The one I remember best, however, was Boudica. I followed that bookstore from place to place - three locations, at least. It started in a little space down an alley downtown, where the shelves formed a maze that led to the register. I remember popping in there on a Sunday morning and buying copies of Thucydides and Herodotus, basically kick-starting my interest in ancient history. A little later they moved into a place on the main street, a big, open room but one marred by a leaking pipe that ruined a bunch of stock. I got a copy of Jim Thompson’s The Killer Inside Me here, still one of the more harrowing noirs I’ve ever read.
Eventually, Boudica settled on a bigger, two-floor location, one up close to the Opera House and public library. They got a cat, too. I remember people used to leave comments about that online, saying they wouldn’t shop anywhere that a cat roamed around inside.

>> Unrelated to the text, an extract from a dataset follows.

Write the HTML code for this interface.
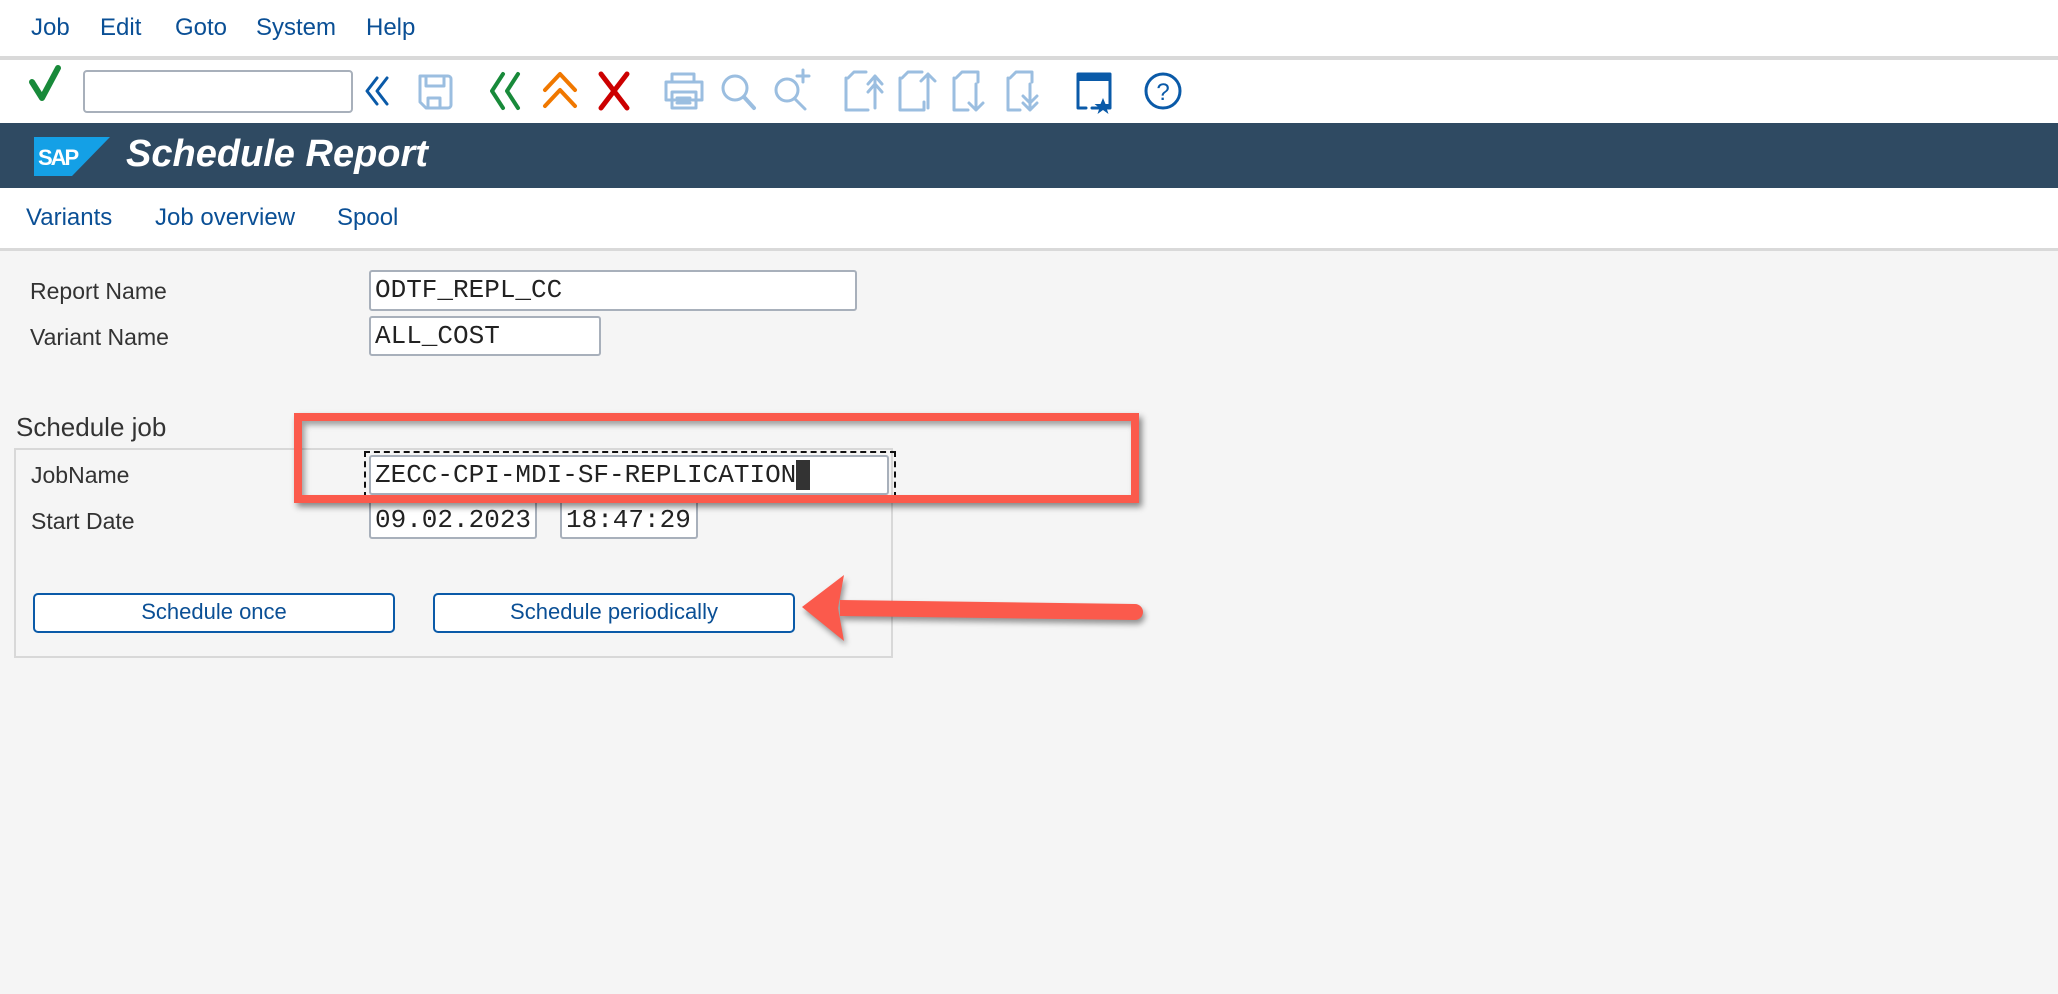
<!DOCTYPE html>
<html><head><meta charset="utf-8"><style>
*{margin:0;padding:0;box-sizing:border-box}
body{width:2058px;height:994px;background:#f5f5f5;font-family:"Liberation Sans",sans-serif;position:relative;overflow:hidden}
.abs{position:absolute}
.menu{left:0;top:0;width:2058px;height:56px;background:#fff}
.menu span{position:absolute;top:14px;font-size:24px;color:#0a4f95}
.sep{left:0;top:56px;width:2058px;height:4px;background:#d9d9d9}
.tb{left:0;top:60px;width:2058px;height:63px;background:#fff}
.hdr{left:0;top:123px;width:2058px;height:65px;background:#2f4a62}
.tabs{left:0;top:188px;width:2058px;height:60px;background:#fff}
.tabs span{position:absolute;top:16px;font-size:24px;color:#0a4f95}
.line2{left:0;top:248px;width:2058px;height:3px;background:#d9d9d9}
.lbl{font-size:23px;color:#333}
.inp{background:#fff;border:2px solid #a8b0bb;border-radius:3px;font-family:"Liberation Mono",monospace;font-size:26px;color:#222;padding-left:4px;line-height:36px}
.btn{border:2px solid #0a5aa8;border-radius:5px;background:#fff;color:#0a4f95;font-size:22px;text-align:center;line-height:34px}
</style></head><body>
<div class="abs menu"><span style="left:31px">Job</span><span style="left:100px">Edit</span><span style="left:175px">Goto</span><span style="left:256px">System</span><span style="left:366px">Help</span></div>
<div class="abs sep"></div>
<div class="abs tb"></div>
<svg class="abs" style="left:0;top:60px" width="1200" height="63" fill="none" stroke-linecap="round" stroke-linejoin="round">
<path d="M32 22 L42 38 L58 8" stroke="#188a3a" stroke-width="6"/>
<rect x="84" y="11" width="268" height="41" rx="3" fill="#fff" stroke="#a8b0bb" stroke-width="2"/>
<path d="M377 18 L367 31 L377 44 M387 18 L377 31 L387 44" stroke="#0a5aa8" stroke-width="3"/>
<path d="M420 16 h28 a3 3 0 0 1 3 3 v26 a3 3 0 0 1 -3 3 h-22 l-6 -6 z M426 16 v10 h18 v-10 M428 48 v-10 h12 v10" stroke="#9bbee0" stroke-width="3"/>
<path d="M503 14 L492 31 L503 48 M518 14 L507 31 L518 48" stroke="#188a3a" stroke-width="4"/>
<path d="M545 30 L560 14 L575 30 M545 46 L560 30 L575 46" stroke="#f07800" stroke-width="4"/>
<path d="M601 14 L627 48 M627 14 L601 48" stroke="#cc0000" stroke-width="5"/>
<path d="M672 22 v-8 h22 v8 M666 22 h36 v18 h-36 z M672 32 h24 v16 h-24 z M677 38 h13 M677 43 h13" stroke="#9bbee0" stroke-width="3"/>
<circle cx="735" cy="28" r="12" stroke="#9bbee0" stroke-width="3"/><path d="M744 37 L754 48" stroke="#9bbee0" stroke-width="4"/>
<circle cx="787" cy="30" r="11" stroke="#9bbee0" stroke-width="3"/><path d="M795 39 L805 49 M803 10 v12 M797 16 h12" stroke="#9bbee0" stroke-width="3"/>
<g stroke="#9bbee0" stroke-width="3">
<path d="M848 18 l6 -6 h12 M846 18 v32 h22"/><path d="M875 48 v-32 M868 24 l7 -8 7 8 M868 32 l7 -8 7 8"/>
<path d="M902 18 l6 -6 h14 M900 18 v32 h24 v-8 M928 48 v-34 M921 21 l7 -7 7 7"/>
<path d="M956 18 l6 -6 h16 v10 M954 18 v32 h14 M976 24 v26 M969 43 l7 7 7 -7"/>
<path d="M1010 18 l6 -6 h16 v10 M1008 18 v32 h12 M1030 24 v26 M1023 36 l7 7 7 -7 M1023 43 l7 7 7 -7"/>
</g>
<path d="M1078 14 h32 v34 h-18 M1078 14 v34 h8" stroke="#0a5aa8" stroke-width="3"/><rect x="1078" y="14" width="32" height="7" fill="#0a5aa8"/>
<path d="M1103 38 l2.5 6 6 0 -5 4 2 6 -5.5 -4 -5.5 4 2 -6 -5 -4 6 0z" fill="#0a5aa8"/>
<circle cx="1163" cy="31" r="17" stroke="#0a5aa8" stroke-width="3"/>
<text x="1163" y="40" text-anchor="middle" font-family="Liberation Sans" font-size="24" fill="#0a5aa8">?</text>
</svg>
<div class="abs hdr"></div>
<svg class="abs" style="left:34px;top:137px" width="80" height="40"><path d="M0 0 H76 L38 39 H0 Z" fill="#14a0e6"/><text x="4" y="28" font-family="Liberation Sans" font-weight="bold" font-size="22" fill="#fff" letter-spacing="-2">SAP</text></svg>
<div class="abs" style="left:126px;top:133px;font-size:38px;font-weight:bold;font-style:italic;color:#fff">Schedule Report</div>
<div class="abs tabs"><span style="left:26px">Variants</span><span style="left:155px">Job overview</span><span style="left:337px">Spool</span></div>
<div class="abs line2"></div>
<div class="abs lbl" style="left:30px;top:278px">Report Name</div>
<div class="abs inp" style="left:369px;top:270px;width:488px;height:41px">ODTF_REPL_CC</div>
<div class="abs lbl" style="left:30px;top:324px">Variant Name</div>
<div class="abs inp" style="left:369px;top:316px;width:232px;height:40px">ALL_COST</div>
<div class="abs" style="left:16px;top:412px;font-size:26px;color:#333">Schedule job</div>
<div class="abs" style="left:14px;top:448px;width:879px;height:210px;border:2px solid #d8d8d8"></div>
<div class="abs lbl" style="left:31px;top:462px">JobName</div>
<div class="abs" style="left:364px;top:451px;width:532px;height:47px;border:2px dashed #111"></div>
<div class="abs inp" style="left:369px;top:455px;width:520px;height:40px">ZECC-CPI-MDI-SF-REPLICATION<span style="display:inline-block;width:14px;height:30px;background:#333;vertical-align:middle"></span></div>
<div class="abs lbl" style="left:31px;top:508px">Start Date</div>
<div class="abs inp" style="left:369px;top:500px;width:168px;height:39px">09.02.2023</div>
<div class="abs inp" style="left:560px;top:500px;width:138px;height:39px">18:47:29</div>
<div class="abs btn" style="left:33px;top:593px;width:362px;height:40px">Schedule once</div>
<div class="abs btn" style="left:433px;top:593px;width:362px;height:40px">Schedule periodically</div>
<div class="abs" style="left:294px;top:413px;width:845px;height:90px;border:8px solid #fb5a4c;box-shadow:3px 4px 6px rgba(0,0,0,.45), inset 3px 4px 6px rgba(0,0,0,.35)"></div>
<svg class="abs" style="left:780px;top:565px" width="380" height="90"><g style="filter:drop-shadow(2px 4px 3px rgba(0,0,0,.4))"><path d="M60 35 L355 39 a8 8 0 0 1 0 16 L60 51 Z" fill="#fb5a4c"/><path d="M22 42 L64 10 L58 43 L64 76 Z" fill="#fb5a4c"/></g></svg>
</body></html>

Their loss, I suppose. I used to pop into here once a week, sometimes more. It became a part of my life, a place where the clerks would recognize me. God knows I treated that place like a revolving door: I’d buy books, trade them in, buy new ones and then trade those in, too. Eventually I built up something like $80 in credit there.
At the tail end of 2015, my life started to change. I got a new job in a new town, which meant I had to part with whatever books I didn’t have room to pack. But at about that time, Boudica put a sign up on their door: they weren’t taking trade-ins anymore, and anyone who didn’t use their credit was going to lose it. I asked the owner about that, and she was pretty blunt: the used book trade wasn’t going so well, rent was expensive and getting raised at the beginning of the new year. She was going to close the shop, put the books in storage and evaluate her life.
I went back about a week after I moved: there were a bunch of shelves in front of the store, filled with free books for anyone who wanted them and a padlock on the front door. I helped myself to a copy of Andre Dubus’s stories.